PROMPT: Return each line containing the string "this".

DATA EXTRACT:
# # # # # # #

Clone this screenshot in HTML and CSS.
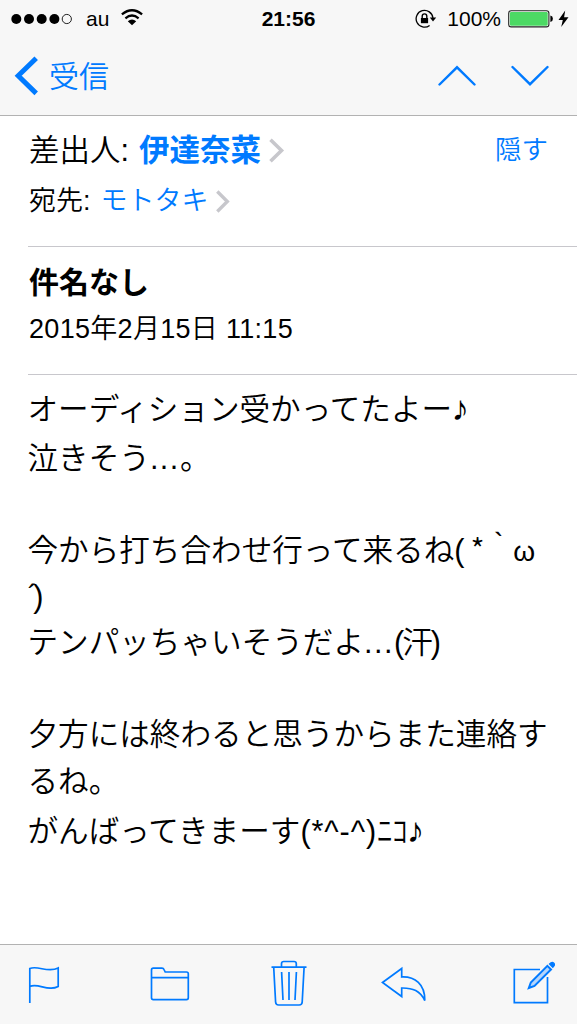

# # # # # # #

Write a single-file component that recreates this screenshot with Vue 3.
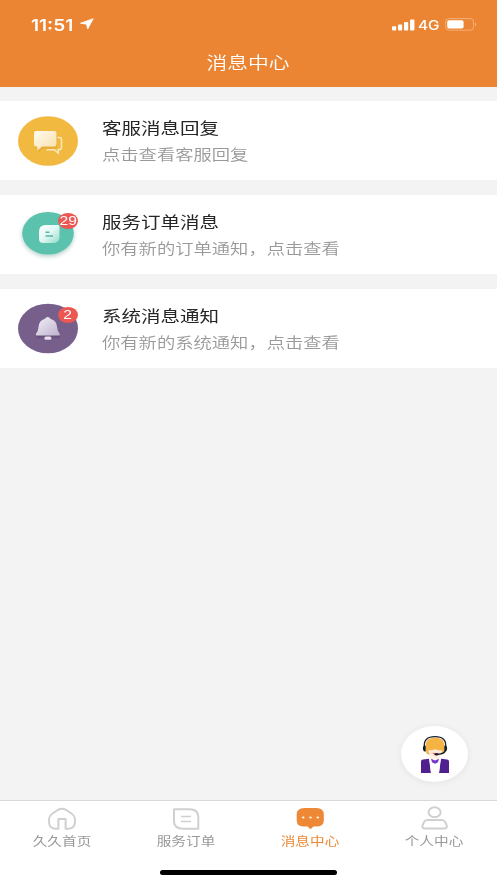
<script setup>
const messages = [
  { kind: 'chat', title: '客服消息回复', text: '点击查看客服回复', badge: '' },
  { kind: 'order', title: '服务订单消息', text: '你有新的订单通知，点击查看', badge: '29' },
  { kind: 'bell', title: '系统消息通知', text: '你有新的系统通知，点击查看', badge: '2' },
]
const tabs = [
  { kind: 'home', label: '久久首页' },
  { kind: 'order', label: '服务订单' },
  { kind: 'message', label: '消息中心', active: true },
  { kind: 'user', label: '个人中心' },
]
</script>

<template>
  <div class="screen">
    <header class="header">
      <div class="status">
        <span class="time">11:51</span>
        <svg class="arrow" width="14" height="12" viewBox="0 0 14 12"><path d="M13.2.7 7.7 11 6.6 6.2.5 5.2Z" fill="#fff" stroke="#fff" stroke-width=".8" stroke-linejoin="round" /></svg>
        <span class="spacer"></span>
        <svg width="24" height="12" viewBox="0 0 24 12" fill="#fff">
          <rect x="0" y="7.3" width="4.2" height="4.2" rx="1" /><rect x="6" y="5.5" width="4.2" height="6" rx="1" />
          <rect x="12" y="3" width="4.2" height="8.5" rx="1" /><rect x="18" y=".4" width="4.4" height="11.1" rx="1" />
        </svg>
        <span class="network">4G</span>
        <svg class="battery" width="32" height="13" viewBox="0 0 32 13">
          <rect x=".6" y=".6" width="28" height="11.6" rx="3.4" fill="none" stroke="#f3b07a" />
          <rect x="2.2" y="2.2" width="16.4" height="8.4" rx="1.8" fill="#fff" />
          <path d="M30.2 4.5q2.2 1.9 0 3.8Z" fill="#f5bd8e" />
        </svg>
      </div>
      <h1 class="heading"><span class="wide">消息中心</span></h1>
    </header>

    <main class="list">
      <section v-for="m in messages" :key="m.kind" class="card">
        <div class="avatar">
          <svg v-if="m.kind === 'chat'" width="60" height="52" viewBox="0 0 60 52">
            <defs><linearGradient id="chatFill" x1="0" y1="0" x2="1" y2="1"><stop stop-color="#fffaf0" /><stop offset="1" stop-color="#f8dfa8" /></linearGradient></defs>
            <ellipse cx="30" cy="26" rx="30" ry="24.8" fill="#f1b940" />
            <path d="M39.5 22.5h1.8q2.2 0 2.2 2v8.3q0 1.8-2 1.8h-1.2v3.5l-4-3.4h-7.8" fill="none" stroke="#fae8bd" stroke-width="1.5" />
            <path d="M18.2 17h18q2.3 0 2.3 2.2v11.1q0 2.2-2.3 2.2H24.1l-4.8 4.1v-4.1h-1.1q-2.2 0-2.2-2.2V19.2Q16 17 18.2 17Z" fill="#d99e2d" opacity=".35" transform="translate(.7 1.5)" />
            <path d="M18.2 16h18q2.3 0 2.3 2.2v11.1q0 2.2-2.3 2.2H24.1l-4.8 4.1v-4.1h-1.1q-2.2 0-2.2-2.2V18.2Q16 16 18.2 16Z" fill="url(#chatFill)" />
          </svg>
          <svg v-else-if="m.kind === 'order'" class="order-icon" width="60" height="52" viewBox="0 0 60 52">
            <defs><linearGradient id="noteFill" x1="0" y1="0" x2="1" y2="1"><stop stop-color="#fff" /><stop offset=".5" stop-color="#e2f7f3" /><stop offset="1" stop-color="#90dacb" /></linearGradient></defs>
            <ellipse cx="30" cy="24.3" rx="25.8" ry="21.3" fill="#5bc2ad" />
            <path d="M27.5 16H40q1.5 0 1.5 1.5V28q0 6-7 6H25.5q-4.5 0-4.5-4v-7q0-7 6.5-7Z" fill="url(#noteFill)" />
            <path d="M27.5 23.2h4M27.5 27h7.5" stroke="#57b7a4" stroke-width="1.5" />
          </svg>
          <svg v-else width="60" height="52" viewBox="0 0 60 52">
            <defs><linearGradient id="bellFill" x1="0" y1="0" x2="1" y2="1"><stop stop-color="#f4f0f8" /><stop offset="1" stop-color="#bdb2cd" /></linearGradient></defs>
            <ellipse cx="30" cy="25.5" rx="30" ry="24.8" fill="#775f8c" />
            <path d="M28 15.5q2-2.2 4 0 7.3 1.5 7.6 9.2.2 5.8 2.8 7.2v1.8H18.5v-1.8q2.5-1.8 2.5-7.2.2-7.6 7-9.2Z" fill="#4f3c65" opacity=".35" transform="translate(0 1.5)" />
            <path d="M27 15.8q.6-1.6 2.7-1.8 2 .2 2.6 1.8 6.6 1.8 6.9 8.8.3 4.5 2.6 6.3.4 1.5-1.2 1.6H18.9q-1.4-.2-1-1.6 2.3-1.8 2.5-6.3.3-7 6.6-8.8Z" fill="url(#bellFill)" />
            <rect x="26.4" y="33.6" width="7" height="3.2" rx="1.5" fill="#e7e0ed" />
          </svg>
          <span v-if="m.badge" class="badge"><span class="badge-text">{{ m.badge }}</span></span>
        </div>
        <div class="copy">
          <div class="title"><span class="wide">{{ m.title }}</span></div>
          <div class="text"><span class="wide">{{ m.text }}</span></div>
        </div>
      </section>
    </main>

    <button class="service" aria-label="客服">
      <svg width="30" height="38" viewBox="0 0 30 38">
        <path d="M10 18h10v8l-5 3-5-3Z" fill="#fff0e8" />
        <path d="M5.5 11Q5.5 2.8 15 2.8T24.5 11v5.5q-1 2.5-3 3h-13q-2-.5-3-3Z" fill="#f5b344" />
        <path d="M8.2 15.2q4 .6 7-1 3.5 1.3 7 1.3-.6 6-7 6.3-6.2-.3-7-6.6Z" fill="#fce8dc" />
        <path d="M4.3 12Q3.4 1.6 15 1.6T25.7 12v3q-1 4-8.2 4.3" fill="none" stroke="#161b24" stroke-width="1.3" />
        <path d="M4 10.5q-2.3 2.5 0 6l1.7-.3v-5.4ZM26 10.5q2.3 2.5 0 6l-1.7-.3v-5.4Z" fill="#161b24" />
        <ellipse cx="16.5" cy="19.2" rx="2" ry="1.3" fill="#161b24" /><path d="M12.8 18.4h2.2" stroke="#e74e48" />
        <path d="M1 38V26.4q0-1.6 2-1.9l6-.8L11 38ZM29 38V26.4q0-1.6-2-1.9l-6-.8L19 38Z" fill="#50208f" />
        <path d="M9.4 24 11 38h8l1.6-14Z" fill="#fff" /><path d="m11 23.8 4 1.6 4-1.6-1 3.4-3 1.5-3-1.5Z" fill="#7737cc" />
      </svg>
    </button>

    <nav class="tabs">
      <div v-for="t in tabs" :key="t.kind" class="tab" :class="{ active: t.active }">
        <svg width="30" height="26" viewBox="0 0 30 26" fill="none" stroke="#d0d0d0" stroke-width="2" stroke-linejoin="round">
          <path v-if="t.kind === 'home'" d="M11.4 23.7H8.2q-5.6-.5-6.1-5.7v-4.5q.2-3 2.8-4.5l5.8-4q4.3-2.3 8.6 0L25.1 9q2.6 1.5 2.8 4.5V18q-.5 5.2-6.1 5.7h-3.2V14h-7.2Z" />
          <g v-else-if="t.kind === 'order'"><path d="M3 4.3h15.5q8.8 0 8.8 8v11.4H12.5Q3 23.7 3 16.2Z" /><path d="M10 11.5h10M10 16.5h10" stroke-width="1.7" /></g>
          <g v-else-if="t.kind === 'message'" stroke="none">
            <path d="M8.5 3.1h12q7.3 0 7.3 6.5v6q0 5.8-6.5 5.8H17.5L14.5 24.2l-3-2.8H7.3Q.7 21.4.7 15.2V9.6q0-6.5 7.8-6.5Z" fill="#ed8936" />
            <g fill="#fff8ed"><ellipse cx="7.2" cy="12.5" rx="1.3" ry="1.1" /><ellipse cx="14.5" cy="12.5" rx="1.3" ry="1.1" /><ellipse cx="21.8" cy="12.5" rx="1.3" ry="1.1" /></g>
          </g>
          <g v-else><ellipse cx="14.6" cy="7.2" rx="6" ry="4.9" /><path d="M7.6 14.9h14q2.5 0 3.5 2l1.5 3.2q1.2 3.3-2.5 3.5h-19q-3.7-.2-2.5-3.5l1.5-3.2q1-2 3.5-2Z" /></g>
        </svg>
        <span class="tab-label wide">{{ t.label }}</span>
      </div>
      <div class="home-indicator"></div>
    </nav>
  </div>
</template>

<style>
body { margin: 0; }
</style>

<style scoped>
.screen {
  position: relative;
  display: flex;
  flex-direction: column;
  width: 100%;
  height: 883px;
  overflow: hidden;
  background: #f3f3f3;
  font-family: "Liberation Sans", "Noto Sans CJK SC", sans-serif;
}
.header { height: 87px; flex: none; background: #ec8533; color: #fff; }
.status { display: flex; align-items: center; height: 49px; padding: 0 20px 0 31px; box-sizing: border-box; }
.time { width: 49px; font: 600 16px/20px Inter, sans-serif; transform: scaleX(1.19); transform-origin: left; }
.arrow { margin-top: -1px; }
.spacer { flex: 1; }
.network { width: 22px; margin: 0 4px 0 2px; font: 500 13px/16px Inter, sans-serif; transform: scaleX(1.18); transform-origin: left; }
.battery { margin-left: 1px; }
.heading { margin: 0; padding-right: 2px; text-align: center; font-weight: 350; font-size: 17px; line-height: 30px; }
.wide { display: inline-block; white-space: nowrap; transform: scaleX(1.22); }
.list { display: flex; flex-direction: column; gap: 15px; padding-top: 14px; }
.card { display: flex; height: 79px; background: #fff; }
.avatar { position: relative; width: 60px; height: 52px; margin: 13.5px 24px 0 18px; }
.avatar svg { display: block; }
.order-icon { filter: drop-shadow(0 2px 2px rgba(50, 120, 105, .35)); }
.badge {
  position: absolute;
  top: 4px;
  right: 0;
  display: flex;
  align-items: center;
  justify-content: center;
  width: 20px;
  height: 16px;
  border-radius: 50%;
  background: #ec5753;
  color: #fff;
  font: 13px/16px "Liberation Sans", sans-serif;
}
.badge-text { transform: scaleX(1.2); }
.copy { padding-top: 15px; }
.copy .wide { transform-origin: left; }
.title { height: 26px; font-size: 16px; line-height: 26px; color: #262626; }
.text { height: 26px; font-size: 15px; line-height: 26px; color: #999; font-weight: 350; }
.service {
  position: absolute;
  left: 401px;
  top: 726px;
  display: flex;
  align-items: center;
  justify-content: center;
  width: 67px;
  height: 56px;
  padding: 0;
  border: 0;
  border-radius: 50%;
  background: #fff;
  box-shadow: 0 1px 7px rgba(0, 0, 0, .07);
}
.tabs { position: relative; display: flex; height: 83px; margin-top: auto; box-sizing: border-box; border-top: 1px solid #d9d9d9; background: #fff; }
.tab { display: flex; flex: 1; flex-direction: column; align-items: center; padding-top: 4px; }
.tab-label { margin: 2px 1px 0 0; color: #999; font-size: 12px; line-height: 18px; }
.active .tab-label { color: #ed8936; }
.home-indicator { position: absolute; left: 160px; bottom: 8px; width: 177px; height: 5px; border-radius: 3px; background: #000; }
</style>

# # # # # # #

SOLUTION TO THE EXERCISE:
Clone this screenshot in HTML and CSS.
Write a single-file component that recreates this screenshot with Vue 3.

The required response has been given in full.